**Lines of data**
::::

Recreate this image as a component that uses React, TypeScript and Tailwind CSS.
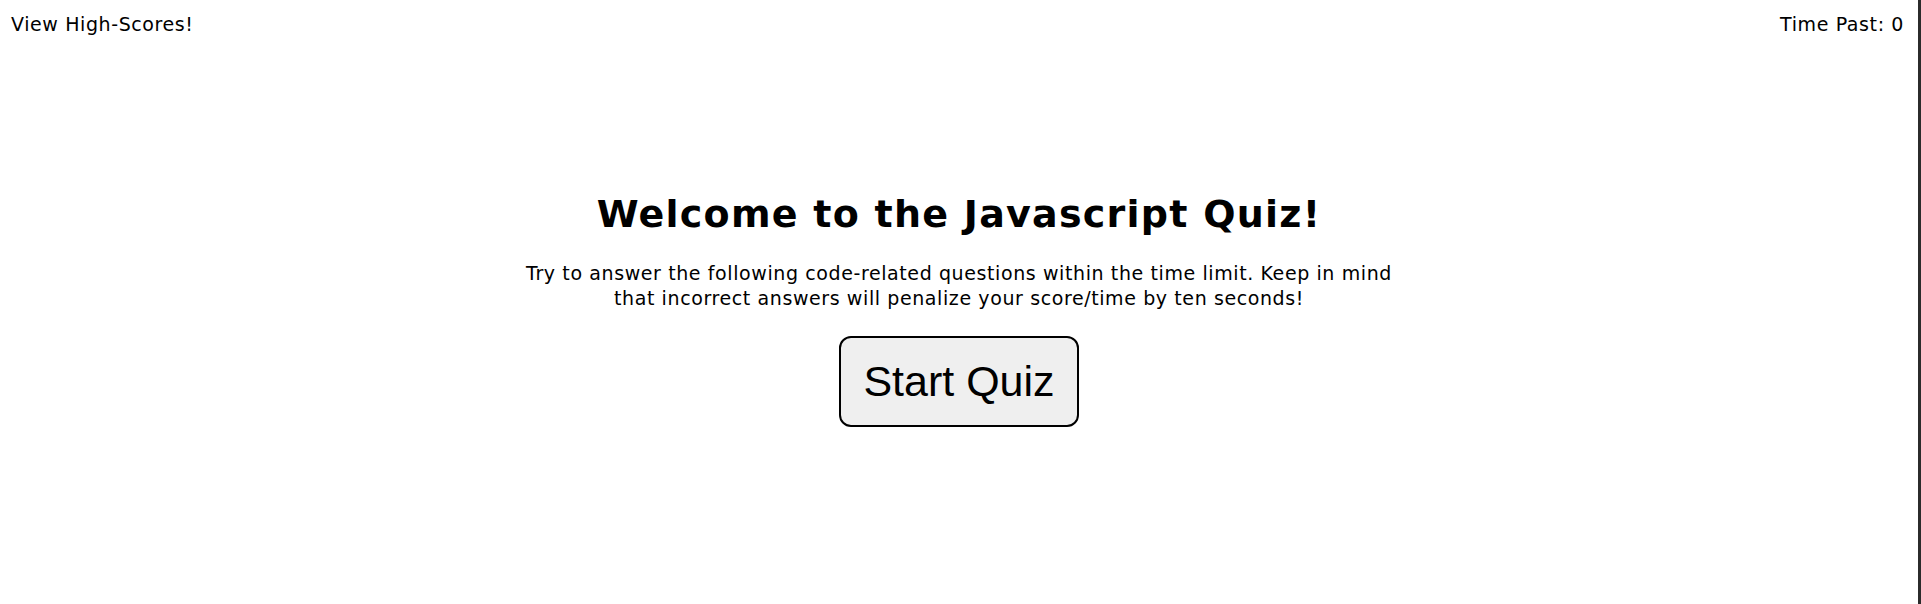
import React, { useState } from 'react';

const VERDANA = { fontFamily: '"DejaVu Sans", Verdana, sans-serif' };

const App: React.FC = () => {
  const [time] = useState(0);

  return (
    <div className="flex h-[604px] w-full bg-white text-black" style={VERDANA}>
      <div className="flex min-w-0 flex-1 flex-col">
        <header className="flex items-start justify-between pl-[11px] pr-[14px] pt-[12px] text-[19px] leading-[24px] tracking-[0.6px]">
          <a href="#" className="text-black">View High-Scores!</a>
          <span>Time Past: {time}</span>
        </header>

        <main className="mt-[156px] flex flex-col items-center text-center">
          <h1 className="text-[38px] font-bold leading-[44px] tracking-[1.25px]">Welcome to the Javascript Quiz!</h1>
          <p className="mt-[25px] max-w-[900px] text-[19px] leading-[25px] tracking-[0.6px]">
            Try to answer the following code-related questions within the time limit. Keep in mind
            that incorrect answers will penalize your score/time by ten seconds!
          </p>
          <button
            className="mt-[25px] h-[91px] rounded-[12px] border-2 border-black bg-[#efefef] px-[22px] text-[43px] leading-none"
            style={{ fontFamily: '"Liberation Sans", Arial, sans-serif' }}
          >
            Start Quiz
          </button>
        </main>
      </div>
      <div className="w-[3px] shrink-0 bg-[#2b2b2b]" />
    </div>
  );
};

export default App;
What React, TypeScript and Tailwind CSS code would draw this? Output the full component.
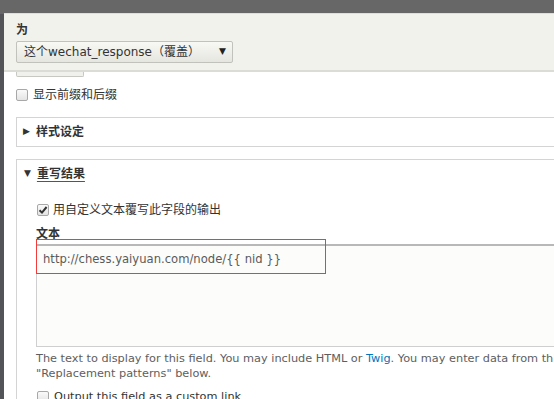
import React from "react";

const font = { fontFamily: '"DejaVu Sans", "Noto Sans CJK SC", sans-serif' };

const Box = ({ checked = false }: { checked?: boolean }) => (
  <span className="w-[12px] h-[12px] shrink-0 rounded-[2px] border border-[#a8a8a8] bg-gradient-to-b from-[#fafafa] to-[#e4e4e4] flex items-center justify-center">
    {checked && (
      <svg width="10" height="10" viewBox="0 0 10 10">
        <path d="M1.5 5.2 L4 7.6 L8.6 2" fill="none" stroke="#333" strokeWidth="2" />
      </svg>
    )}
  </span>
);

const App = () => {
  return (
    <div className="w-[554px] h-[399px] overflow-hidden flex bg-[#676767]" style={font}>
      <div className="w-[4px] shrink-0 flex flex-col">
        <div className="h-[14px] bg-[#676767]" />
        <div className="flex-1 bg-[#525458]" />
      </div>
      <div className="flex-1 min-w-0 flex flex-col">
        <div className="h-[14px] shrink-0 bg-[#676767] border-b border-[#dedede]" />
        <header className="h-[58px] shrink-0 bg-[#f2f2ec] border-b-2 border-[#dcdcd6] px-[12px] pt-[8px]">
          <div className="text-[12px] font-bold text-[#333] leading-[16px]">为</div>
          <div className="mt-[3px] w-[217px] h-[22px] rounded-[2px] border border-[#c2c2bc] bg-gradient-to-b from-[#f8f8f4] to-[#e6e6e1] flex items-center pl-[7px] pr-[6px] text-[12px] text-[#333]">
            <span className="flex-1 whitespace-nowrap">这个wechat_response（覆盖）</span>
            <span className="text-[9px] text-[#222]">▼</span>
          </div>
        </header>
        <main className="flex-1 bg-white px-[12px] overflow-hidden">
          <div className="w-[68px] h-[5px] border-x border-b border-[#c8c8c2] rounded-b-[2px] bg-[#f0f0ec]" />
          <label className="mt-[11px] h-[14px] flex items-center gap-[5px] text-[12px] text-[#333]">
            <Box />
            <span>显示前缀和后缀</span>
          </label>
          <section className="mt-[15px] w-[600px] h-[30px] border border-[#d4d4d4] flex items-center pl-[6px] gap-[6px] text-[12px] font-bold text-[#333]">
            <span className="text-[9px]">▶</span>
            <span>样式设定</span>
          </section>
          <section className="mt-[12px] w-[600px] border border-[#d4d4d4] pl-[20px] pt-[6px]">
            <div className="-ml-[13px] h-[16px] flex items-center gap-[6px] text-[12px] font-bold text-[#333]">
              <span className="text-[9px]">▼</span>
              <span className="underline underline-offset-[3px] decoration-[#555]">重写结果</span>
            </div>
            <label className="mt-[21px] h-[14px] flex items-center gap-[4px] text-[12px] text-[#333]">
              <Box checked />
              <span>用自定义文本覆写此字段的输出</span>
            </label>
            <div className="mt-[10px] text-[12px] font-bold text-[#333] leading-[14px] -ml-[1px]">文本</div>
            <div className="relative -ml-[1px] mt-[3px]">
              <div className="h-[103px] bg-[#fcfcfa] border border-[#cfcfcf] border-t-2 border-t-[#b8b8b8] pl-[6px] pt-[5px] text-[11.6px] text-[#5a5a5a]">
                http://chess.yaiyuan.com/node/{"{{"} nid {"}}"}
              </div>
              <div className="absolute left-0 top-[-5px] w-[290px] h-[35px] border-[1.5px] border-[#f23b3b]" />
            </div>
            <p className="-ml-[1px] mt-[4px] text-[11.3px] leading-[15px] text-[#5e5e5e] whitespace-nowrap">
              The text to display for this field. You may include HTML or{" "}
              <span className="text-[#0074bd]">Twig</span>. You may enter data from this view
              <br />
              "Replacement patterns" below.
            </p>
            <label className="mt-[9px] h-[14px] flex items-center gap-[5px] text-[11.3px] text-[#333]">
              <Box />
              <span>Output this field as a custom link</span>
            </label>
          </section>
        </main>
      </div>
    </div>
  );
};

export default App;
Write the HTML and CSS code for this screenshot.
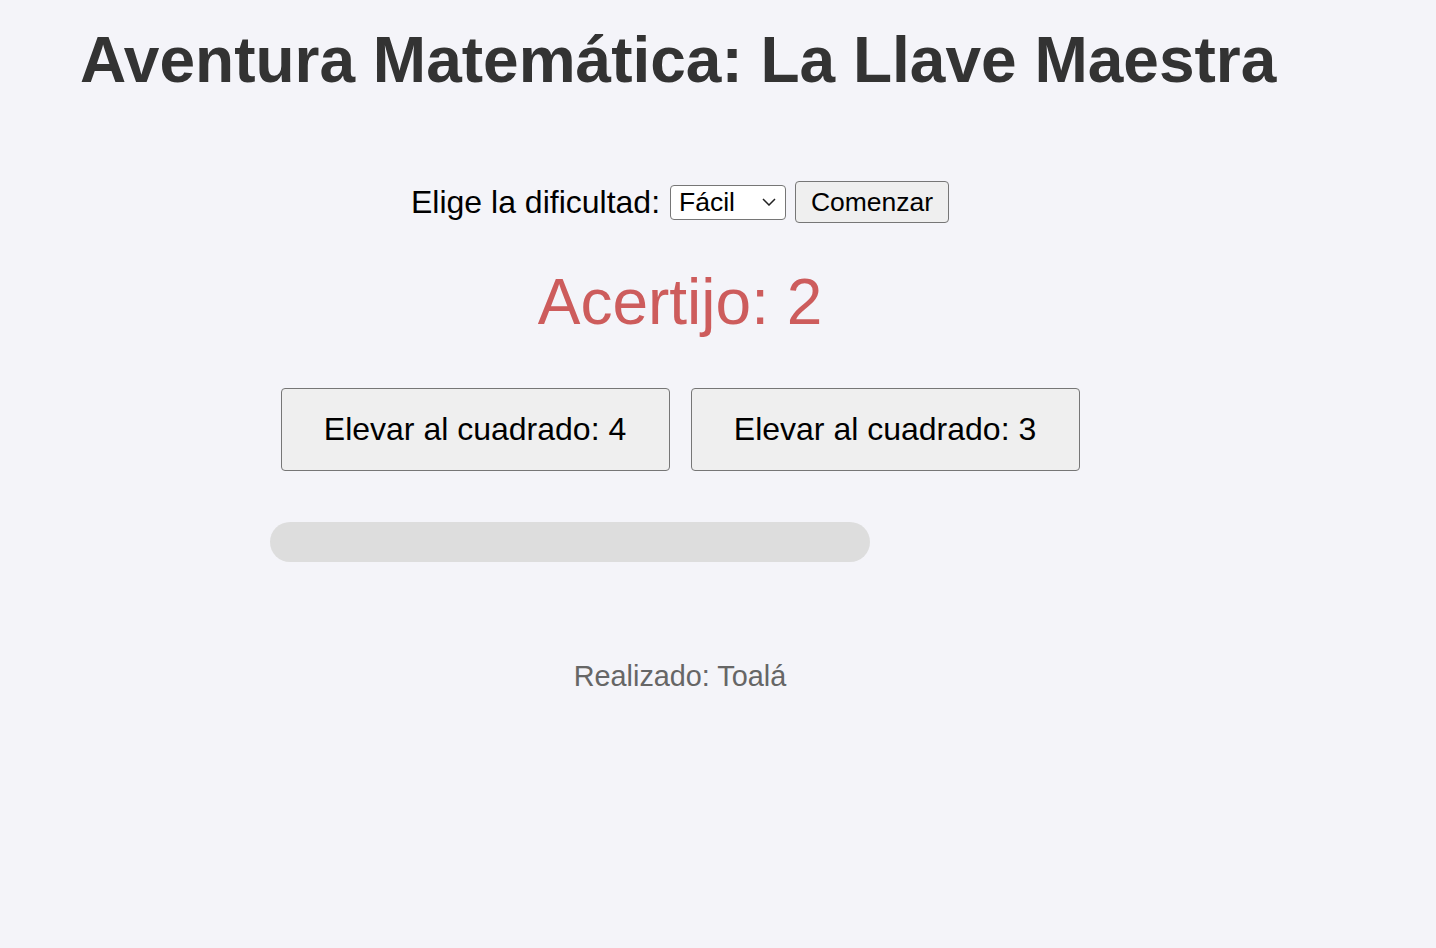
FILE: index.html
```html
<!DOCTYPE html>
<html lang="es">
<head>
<meta charset="utf-8">
<title>Aventura Matemática: La Llave Maestra</title>
<link rel="stylesheet" href="styles.css">
</head>
<body>
<main class="page">
  <h1 class="title">Aventura Matemática: La Llave Maestra</h1>
  <div class="game">
    <div class="controls">
      <label class="controls-label" for="dificultad">Elige la dificultad:</label>
      <div class="select">
        <span class="select-value">Fácil</span>
        <svg class="select-arrow" viewBox="0 0 14 8" width="14" height="8"><path d="M1 1 L7 7 L13 1" fill="none" stroke="#222" stroke-width="1.5"/></svg>
      </div>
      <button class="btn-start" type="button">Comenzar</button>
    </div>
    <div class="riddle">Acertijo: 2</div>
    <div class="options">
      <button class="option" type="button">Elevar al cuadrado: 4</button>
      <button class="option" type="button">Elevar al cuadrado: 3</button>
    </div>
    <div class="progress-wrap">
      <div class="progress"><div class="progress-fill" style="width:0%"></div></div>
    </div>
    <p class="credit">Realizado: Toalá</p>
  </div>
</main>
</body>
</html>
```

FILE: styles.css
```css
html, body {
  margin: 0;
  padding: 0;
  background: #f4f4f9;
}

body {
  font-family: "Liberation Sans", Arial, Helvetica, sans-serif;
  color: #000;
}

.page {
  width: 1200px;
  margin-left: 80px;
  padding-top: 23px;
}

.title {
  margin: 0;
  font-size: 64px;
  line-height: 74px;
  font-weight: 700;
  color: #333;
}

.game {
  display: flex;
  flex-direction: column;
  align-items: center;
}

.controls {
  display: flex;
  align-items: center;
  margin-top: 84px;
  height: 42px;
}

.controls-label {
  font-size: 32px;
  line-height: 37px;
  margin-right: 10px;
}

.select {
  box-sizing: border-box;
  width: 116px;
  height: 35px;
  border: 1px solid #767676;
  border-radius: 4px;
  background: #fff;
  display: flex;
  align-items: center;
  justify-content: space-between;
  padding: 0 9px 0 8px;
  font-size: 26.5px;
  margin-right: 9px;
}

.select-value {
  line-height: 30px;
}

.select-arrow {
  display: block;
}

.btn-start {
  box-sizing: border-box;
  width: 154px;
  height: 42px;
  font-family: inherit;
  font-size: 26.5px;
  color: #000;
  background: #efefef;
  border: 1px solid #767676;
  border-radius: 4px;
  padding: 0;
}

.riddle {
  margin-top: 42px;
  font-size: 64px;
  line-height: 74px;
  color: #cd5c5c;
}

.options {
  display: flex;
  gap: 21px;
  margin-top: 49px;
}

.option {
  box-sizing: border-box;
  width: 389px;
  height: 83px;
  font-family: inherit;
  font-size: 32px;
  color: #000;
  background: #efefef;
  border: 1px solid #767676;
  border-radius: 4px;
  padding: 0;
}

.progress-wrap {
  width: 820px;
  margin-top: 51px;
}

.progress {
  width: 600px;
  height: 40px;
  border-radius: 20px;
  background: #ddd;
  overflow: hidden;
}

.progress-fill {
  height: 100%;
  background: #4caf50;
}

.credit {
  margin: 98px 0 0;
  font-size: 28.8px;
  line-height: 33px;
  color: #666;
}
```
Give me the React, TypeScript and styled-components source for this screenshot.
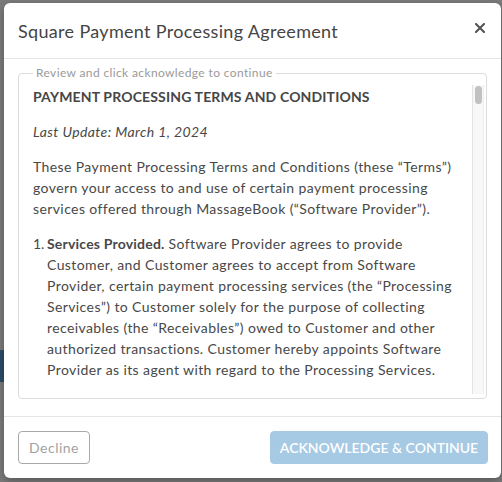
import React from "react";
import styled, { createGlobalStyle } from "styled-components";

const Global = createGlobalStyle`
  html, body { margin: 0; padding: 0; }
  body {
    width: 502px;
    height: 482px;
    overflow: hidden;
    background: #7b7b7b;
    font-family: Lato, "Liberation Sans", sans-serif;
  }
`;

const Backdrop = styled.div`
  position: relative;
  width: 502px;
  height: 482px;
  padding: 3px 0 0 4px;
  box-sizing: border-box;
`;

const BehindBlock = styled.div`
  position: absolute;
  left: 0;
  top: 350px;
  width: 4px;
  height: 32px;
  background: #2d4c68;
`;

const Modal = styled.div`
  position: relative;
  width: 497px;
  height: 475px;
  background: #fff;
  border-radius: 6px;
  box-shadow: 0 3px 9px rgba(0, 0, 0, 0.3);
  display: flex;
  flex-direction: column;
  overflow: hidden;
`;

const Header = styled.div`
  display: flex;
  align-items: center;
  justify-content: space-between;
  height: 55px;
  padding: 0 15px 0 14px;
  border-bottom: 1px solid #e5e5e5;
`;

const Title = styled.h4`
  margin: 0;
  font-size: 18px;
  font-weight: 400;
  color: #454545;
  letter-spacing: 0.33px;
`;

const Close = styled.button`
  border: 0;
  background: none;
  padding: 0;
  width: 12px;
  height: 12px;
  display: flex;
  align-items: center;
  justify-content: center;
  margin-top: -6px;
  cursor: pointer;
`;

const Body = styled.div`
  flex: 1;
  padding: 6px 14px 14px;
`;

const Fieldset = styled.fieldset`
  margin: 0;
  padding: 0 2px 4px 0;
  border: 1px solid #dcdcdc;
  border-radius: 4px;
`;

const Legend = styled.legend`
  margin-left: 14px;
  padding: 0 3px;
  font-size: 12px;
  line-height: 16px;
  color: #9a9a9a;
  letter-spacing: 0.37px;
`;

const Scroll = styled.div`
  display: flex;
  height: 309px;
  margin-top: 4px;
`;

const Content = styled.div`
  flex: 1;
  min-width: 0;
  overflow: hidden;
  padding: 1px 14px 0;
  color: #484848;
  font-size: 14px;
  line-height: 21px;
  letter-spacing: 0.4px;
`;

const Track = styled.div`
  width: 10px;
  flex: none;
  background: #f8f8f8;
  border-left: 1px solid #e4e4e4;
  border-right: 1px solid #eeeeee;
  display: flex;
  justify-content: center;
  padding-top: 1px;
`;

const Thumb = styled.div`
  width: 7px;
  height: 18px;
  margin-left: 1px;
  border-radius: 4px;
  background: #c1c1c1;
`;

const Heading = styled.h5`
  margin: 0 0 14px;
  font-size: 14px;
  font-weight: 700;
  color: #464646;
  line-height: 21px;
  letter-spacing: 0.15px;
`;

const Para = styled.p<{ $italic?: boolean }>`
  margin: 0 0 14px;
  font-style: ${(p) => (p.$italic ? "italic" : "normal")};
`;

const List = styled.ol`
  margin: 0;
  padding: 0;
  list-style: none;
`;

const Item = styled.li`
  display: grid;
  grid-template-columns: 14px 1fr;
  margin-bottom: 14px;
`;

const Num = styled.span`
  letter-spacing: 0;
`;

const Strong = styled.strong`
  font-weight: 700;
  letter-spacing: 0.2px;
`;

const Footer = styled.div`
  display: flex;
  justify-content: space-between;
  align-items: flex-start;
  height: 62px;
  padding: 14px 13px 0 14px;
  box-sizing: border-box;
  border-top: 1px solid #e5e5e5;
`;

const Button = styled.button<{ $primary?: boolean }>`
  height: 33px;
  padding: 0;
  border-radius: 4px;
  font-family: inherit;
  font-size: 14px;
  white-space: nowrap;
  cursor: pointer;
  border: 1px solid ${(p) => (p.$primary ? "#a6c9e4" : "#a9a9a9")};
  background: ${(p) => (p.$primary ? "#a6c9e4" : "#fff")};
  color: ${(p) => (p.$primary ? "#fff" : "#a2a2a2")};
  text-transform: ${(p) => (p.$primary ? "uppercase" : "none")};
  font-weight: ${(p) => (p.$primary ? 600 : 400)};
  letter-spacing: ${(p) => (p.$primary ? "0" : "0.5px")};
  width: ${(p) => (p.$primary ? "218px" : "72px")};
`;

export default function App() {
  return (
    <>
      <Global />
      <Backdrop>
        <BehindBlock />
        <Modal>
          <Header>
            <Title>Square Payment Processing Agreement</Title>
            <Close aria-label="Close">
              <svg width="10" height="10" viewBox="0 0 10 10">
                <path d="M1 1 L9 9 M9 1 L1 9" stroke="#555" strokeWidth="2.1" strokeLinecap="square" />
              </svg>
            </Close>
          </Header>
          <Body>
            <Fieldset>
              <Legend>Review and click acknowledge to continue</Legend>
              <Scroll>
                <Content>
                  <Heading>PAYMENT PROCESSING TERMS AND CONDITIONS</Heading>
                  <Para $italic>Last Update: March 1, 2024</Para>
                  <Para>
                    These Payment Processing Terms and Conditions (these “Terms”) govern your access to and use of
                    certain payment processing services offered through MassageBook (“Software Provider”).
                  </Para>
                  <List>
                    <Item>
                      <Num>1.</Num>
                      <span>
                        <Strong>Services Provided.</Strong> Software Provider agrees to provide Customer, and
                        Customer agrees to accept from Software Provider, certain payment processing services (the
                        “Processing Services”) to Customer solely for the purpose of collecting receivables (the
                        “Receivables”) owed to Customer and other authorized transactions. Customer hereby appoints
                        Software Provider as its agent with regard to the Processing Services.
                      </span>
                    </Item>
                  </List>
                </Content>
                <Track>
                  <Thumb />
                </Track>
              </Scroll>
            </Fieldset>
          </Body>
          <Footer>
            <Button>Decline</Button>
            <Button $primary>Acknowledge &amp; Continue</Button>
          </Footer>
        </Modal>
      </Backdrop>
    </>
  );
}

::::

**Requirement**
Go from the first line of the data above to the line containing "const [time] = useState(0);" and retype exactly those lines, both included, but none of the pictures.

**Answer to the exercise**
Recreate this image as a component that uses React, TypeScript and Tailwind CSS.
import React, { useState } from 'react';

const VERDANA = { fontFamily: '"DejaVu Sans", Verdana, sans-serif' };

const App: React.FC = () => {
  const [time] = useState(0);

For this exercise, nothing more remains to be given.